» **Written task**
Work through the data line by line, gathering every line that has the word "page".

==== Exercise data

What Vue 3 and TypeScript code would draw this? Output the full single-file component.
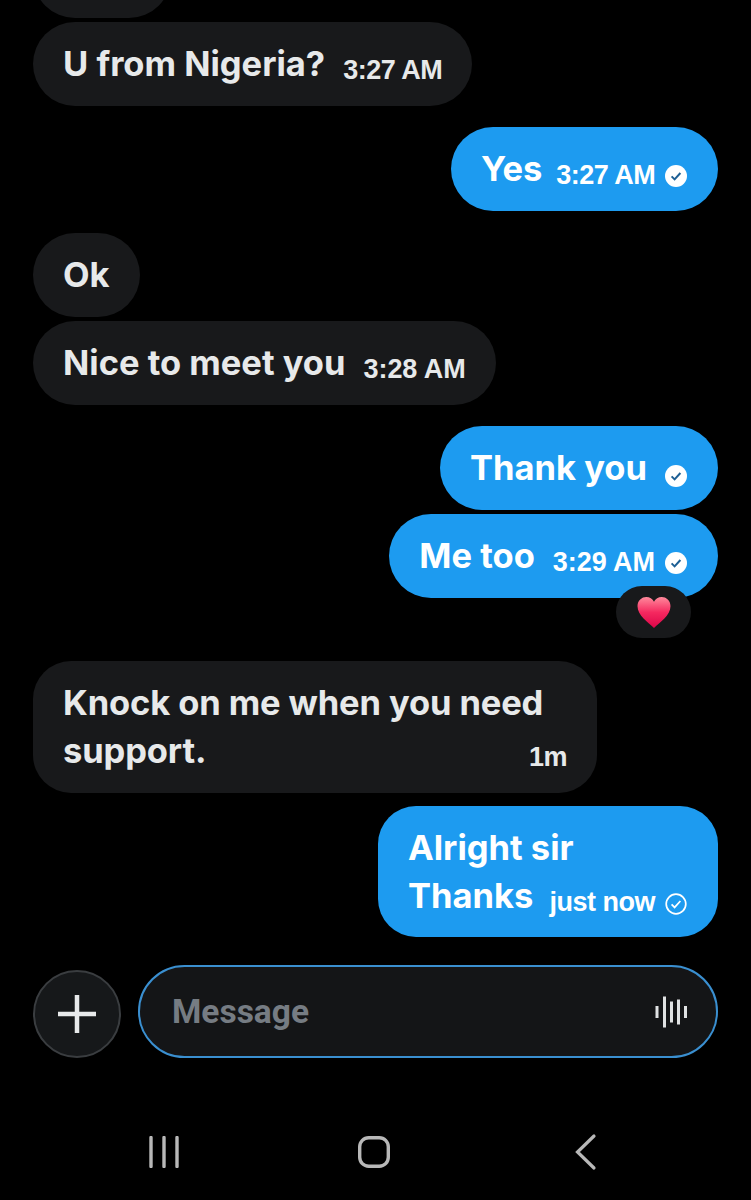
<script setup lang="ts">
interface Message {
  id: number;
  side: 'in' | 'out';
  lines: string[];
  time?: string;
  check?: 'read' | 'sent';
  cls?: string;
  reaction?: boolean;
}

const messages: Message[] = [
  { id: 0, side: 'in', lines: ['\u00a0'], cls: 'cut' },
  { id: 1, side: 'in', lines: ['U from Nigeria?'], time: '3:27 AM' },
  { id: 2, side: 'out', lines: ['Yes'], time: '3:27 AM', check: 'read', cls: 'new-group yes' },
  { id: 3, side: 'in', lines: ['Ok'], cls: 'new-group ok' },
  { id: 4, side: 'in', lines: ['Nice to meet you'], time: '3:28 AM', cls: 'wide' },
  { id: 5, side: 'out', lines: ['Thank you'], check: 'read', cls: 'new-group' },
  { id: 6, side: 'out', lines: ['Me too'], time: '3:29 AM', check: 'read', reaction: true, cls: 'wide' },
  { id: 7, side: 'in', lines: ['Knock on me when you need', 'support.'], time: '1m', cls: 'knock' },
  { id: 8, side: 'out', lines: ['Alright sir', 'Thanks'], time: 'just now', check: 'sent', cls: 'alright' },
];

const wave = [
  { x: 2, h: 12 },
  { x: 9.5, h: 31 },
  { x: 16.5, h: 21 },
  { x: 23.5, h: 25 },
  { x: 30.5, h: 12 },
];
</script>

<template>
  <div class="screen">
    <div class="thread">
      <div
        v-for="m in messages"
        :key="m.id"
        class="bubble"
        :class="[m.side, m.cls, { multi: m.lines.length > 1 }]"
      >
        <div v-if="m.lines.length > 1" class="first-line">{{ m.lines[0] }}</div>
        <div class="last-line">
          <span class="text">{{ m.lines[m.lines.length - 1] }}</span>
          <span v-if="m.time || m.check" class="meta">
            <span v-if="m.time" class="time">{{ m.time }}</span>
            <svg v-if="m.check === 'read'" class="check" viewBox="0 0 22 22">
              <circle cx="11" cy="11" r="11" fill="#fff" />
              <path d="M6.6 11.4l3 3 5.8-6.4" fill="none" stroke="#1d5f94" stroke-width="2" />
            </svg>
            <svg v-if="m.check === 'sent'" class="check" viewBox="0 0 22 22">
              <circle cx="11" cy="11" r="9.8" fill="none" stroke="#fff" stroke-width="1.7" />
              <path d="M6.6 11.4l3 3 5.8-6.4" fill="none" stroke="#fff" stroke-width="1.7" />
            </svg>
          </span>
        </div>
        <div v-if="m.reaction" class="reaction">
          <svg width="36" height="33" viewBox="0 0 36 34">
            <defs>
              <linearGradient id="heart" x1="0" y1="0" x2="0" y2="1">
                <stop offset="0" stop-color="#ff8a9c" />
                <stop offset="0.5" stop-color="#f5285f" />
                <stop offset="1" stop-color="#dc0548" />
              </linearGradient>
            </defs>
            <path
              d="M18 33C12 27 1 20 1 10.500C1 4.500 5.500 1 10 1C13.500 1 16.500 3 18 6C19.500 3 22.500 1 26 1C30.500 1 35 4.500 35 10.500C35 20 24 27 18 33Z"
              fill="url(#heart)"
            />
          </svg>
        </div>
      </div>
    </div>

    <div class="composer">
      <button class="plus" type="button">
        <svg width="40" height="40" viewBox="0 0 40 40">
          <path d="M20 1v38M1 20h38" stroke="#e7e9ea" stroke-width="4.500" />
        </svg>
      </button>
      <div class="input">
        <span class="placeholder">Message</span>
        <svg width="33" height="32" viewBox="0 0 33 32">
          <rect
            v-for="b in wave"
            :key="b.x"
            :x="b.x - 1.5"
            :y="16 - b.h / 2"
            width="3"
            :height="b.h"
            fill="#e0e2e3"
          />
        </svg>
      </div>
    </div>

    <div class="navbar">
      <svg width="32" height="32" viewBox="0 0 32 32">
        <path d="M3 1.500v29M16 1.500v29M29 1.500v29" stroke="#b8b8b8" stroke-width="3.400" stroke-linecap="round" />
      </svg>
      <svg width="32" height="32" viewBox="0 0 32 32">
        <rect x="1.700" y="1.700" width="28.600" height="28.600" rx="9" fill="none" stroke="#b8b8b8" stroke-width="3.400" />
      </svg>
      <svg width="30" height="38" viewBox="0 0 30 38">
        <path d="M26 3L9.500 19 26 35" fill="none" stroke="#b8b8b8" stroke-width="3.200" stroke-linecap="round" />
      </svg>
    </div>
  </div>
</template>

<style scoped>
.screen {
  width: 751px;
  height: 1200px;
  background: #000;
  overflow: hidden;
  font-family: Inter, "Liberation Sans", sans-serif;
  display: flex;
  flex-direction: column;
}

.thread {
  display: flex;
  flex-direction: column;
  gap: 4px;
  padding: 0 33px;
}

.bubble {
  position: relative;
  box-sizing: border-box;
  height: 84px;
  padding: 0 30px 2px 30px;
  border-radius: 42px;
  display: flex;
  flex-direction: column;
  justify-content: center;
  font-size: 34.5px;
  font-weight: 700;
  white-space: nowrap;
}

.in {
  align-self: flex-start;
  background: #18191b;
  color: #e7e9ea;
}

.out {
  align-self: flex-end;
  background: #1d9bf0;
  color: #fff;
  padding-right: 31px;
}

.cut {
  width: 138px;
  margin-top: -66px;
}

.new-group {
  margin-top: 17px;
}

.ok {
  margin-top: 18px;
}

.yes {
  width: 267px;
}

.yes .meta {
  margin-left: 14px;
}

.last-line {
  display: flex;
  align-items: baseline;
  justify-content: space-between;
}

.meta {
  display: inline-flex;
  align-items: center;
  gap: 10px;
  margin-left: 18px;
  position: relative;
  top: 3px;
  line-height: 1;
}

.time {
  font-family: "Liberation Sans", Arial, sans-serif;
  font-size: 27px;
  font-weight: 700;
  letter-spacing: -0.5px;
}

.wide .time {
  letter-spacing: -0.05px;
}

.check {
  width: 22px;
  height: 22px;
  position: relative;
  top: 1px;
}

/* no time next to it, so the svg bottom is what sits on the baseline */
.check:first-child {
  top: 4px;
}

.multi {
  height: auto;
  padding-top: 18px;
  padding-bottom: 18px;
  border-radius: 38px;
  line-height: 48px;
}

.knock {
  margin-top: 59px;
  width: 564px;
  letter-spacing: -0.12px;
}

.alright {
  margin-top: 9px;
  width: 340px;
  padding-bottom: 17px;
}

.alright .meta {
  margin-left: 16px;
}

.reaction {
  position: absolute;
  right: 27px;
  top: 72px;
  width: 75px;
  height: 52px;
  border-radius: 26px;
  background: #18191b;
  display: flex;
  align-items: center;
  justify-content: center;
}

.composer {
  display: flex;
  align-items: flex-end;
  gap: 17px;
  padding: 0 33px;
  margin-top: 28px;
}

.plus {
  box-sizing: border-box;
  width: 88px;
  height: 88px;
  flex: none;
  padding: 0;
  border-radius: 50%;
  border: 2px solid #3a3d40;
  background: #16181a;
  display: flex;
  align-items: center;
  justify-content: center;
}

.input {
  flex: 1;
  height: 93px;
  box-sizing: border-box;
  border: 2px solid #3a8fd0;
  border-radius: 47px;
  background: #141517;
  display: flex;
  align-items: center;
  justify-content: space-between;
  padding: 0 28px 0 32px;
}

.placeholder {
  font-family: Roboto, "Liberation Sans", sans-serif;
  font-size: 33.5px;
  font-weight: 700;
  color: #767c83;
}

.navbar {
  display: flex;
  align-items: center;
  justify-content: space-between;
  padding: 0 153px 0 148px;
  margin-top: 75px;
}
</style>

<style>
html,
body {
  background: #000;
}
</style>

========
==== Exercise data

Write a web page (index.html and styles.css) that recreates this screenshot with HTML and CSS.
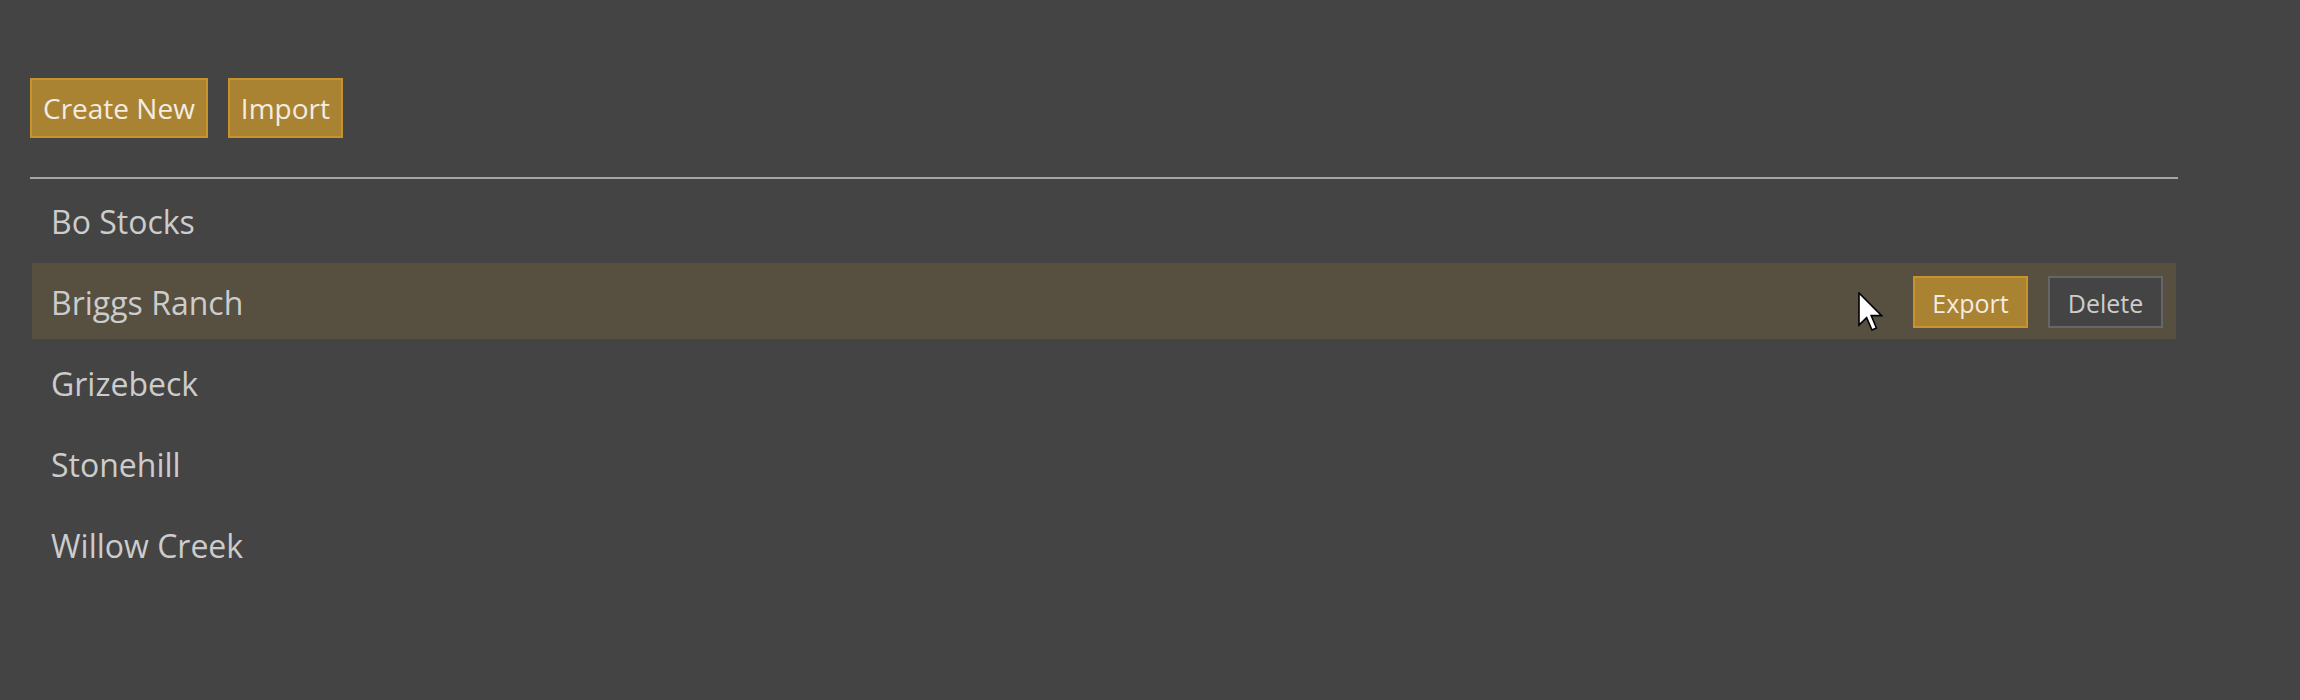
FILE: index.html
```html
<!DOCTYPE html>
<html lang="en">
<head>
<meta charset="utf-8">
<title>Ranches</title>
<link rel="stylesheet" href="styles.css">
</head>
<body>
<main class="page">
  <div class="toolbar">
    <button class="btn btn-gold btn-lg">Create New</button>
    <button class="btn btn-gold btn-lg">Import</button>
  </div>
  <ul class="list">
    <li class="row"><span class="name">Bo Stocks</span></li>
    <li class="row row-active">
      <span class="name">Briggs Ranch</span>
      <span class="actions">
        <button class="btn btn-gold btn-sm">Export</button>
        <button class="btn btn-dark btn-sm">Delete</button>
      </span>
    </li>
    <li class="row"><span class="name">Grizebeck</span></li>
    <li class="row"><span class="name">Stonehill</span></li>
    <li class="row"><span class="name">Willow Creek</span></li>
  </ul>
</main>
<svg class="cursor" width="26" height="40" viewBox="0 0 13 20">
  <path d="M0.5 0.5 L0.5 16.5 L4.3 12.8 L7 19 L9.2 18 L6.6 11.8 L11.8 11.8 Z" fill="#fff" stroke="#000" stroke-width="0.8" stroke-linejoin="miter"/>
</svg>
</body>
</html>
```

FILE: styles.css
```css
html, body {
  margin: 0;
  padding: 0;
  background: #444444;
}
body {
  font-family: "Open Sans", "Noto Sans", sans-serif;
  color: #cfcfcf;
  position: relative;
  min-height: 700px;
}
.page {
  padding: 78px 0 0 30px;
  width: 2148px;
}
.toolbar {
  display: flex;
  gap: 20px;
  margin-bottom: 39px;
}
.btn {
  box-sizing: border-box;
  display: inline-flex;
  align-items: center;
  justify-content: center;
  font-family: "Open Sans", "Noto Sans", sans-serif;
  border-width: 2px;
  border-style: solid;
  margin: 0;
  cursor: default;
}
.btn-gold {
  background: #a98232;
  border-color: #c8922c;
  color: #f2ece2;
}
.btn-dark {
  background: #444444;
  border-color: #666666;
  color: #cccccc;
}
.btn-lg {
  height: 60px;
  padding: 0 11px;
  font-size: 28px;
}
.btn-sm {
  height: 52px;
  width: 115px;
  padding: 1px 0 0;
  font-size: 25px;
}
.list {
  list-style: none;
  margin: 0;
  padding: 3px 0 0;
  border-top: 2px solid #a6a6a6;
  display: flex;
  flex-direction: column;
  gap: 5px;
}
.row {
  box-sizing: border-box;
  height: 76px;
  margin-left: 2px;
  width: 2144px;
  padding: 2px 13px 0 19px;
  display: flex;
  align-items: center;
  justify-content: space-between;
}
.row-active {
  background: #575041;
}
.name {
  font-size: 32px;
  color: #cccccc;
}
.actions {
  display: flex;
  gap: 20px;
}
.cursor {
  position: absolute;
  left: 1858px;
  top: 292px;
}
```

========
==== Exercise data

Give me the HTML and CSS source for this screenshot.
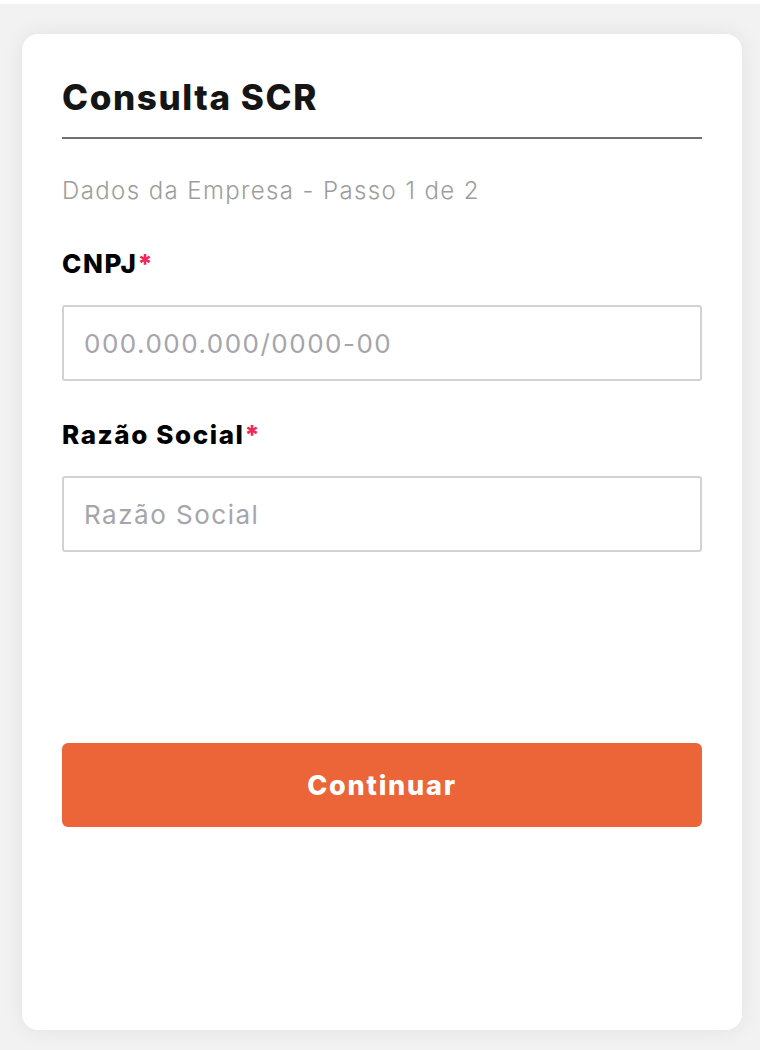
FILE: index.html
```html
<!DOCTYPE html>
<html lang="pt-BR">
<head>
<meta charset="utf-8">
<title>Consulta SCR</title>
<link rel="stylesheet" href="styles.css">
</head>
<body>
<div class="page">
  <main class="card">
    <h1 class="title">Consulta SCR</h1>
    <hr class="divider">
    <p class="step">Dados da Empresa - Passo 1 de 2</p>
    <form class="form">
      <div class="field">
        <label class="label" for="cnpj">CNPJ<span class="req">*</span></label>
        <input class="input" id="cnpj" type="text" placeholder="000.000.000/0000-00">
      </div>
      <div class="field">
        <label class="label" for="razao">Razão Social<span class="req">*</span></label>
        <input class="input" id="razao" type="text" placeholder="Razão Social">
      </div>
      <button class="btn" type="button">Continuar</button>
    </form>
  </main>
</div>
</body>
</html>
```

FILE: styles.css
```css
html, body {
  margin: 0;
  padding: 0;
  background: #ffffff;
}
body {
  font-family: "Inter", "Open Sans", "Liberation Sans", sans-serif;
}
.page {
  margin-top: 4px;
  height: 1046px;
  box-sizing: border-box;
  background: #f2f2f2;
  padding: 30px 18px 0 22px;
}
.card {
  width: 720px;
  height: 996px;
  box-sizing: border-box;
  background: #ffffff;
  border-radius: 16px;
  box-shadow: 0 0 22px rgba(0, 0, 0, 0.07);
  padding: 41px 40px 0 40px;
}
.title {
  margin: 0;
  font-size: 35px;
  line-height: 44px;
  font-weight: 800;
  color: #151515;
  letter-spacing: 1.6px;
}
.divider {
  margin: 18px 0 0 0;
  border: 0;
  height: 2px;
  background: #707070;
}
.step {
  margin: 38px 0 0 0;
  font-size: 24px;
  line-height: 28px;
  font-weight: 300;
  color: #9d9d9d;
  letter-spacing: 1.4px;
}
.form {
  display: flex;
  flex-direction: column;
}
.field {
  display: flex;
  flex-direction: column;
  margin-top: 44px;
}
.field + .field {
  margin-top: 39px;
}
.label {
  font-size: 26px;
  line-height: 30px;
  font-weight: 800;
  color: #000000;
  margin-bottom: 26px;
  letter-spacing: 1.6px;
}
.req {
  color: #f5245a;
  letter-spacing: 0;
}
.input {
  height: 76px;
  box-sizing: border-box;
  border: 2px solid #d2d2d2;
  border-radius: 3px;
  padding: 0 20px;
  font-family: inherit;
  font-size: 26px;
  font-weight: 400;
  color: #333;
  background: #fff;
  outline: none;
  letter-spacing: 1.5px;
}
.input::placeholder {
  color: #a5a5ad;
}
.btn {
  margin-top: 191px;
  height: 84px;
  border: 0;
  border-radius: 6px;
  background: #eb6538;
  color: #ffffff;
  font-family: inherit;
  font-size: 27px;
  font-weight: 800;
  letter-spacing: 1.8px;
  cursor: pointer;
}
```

========

» **Final answer**
Write a web page (index.html and styles.css) that recreates this screenshot with HTML and CSS.
<main class="page">
.page {
<div class="page">
.page {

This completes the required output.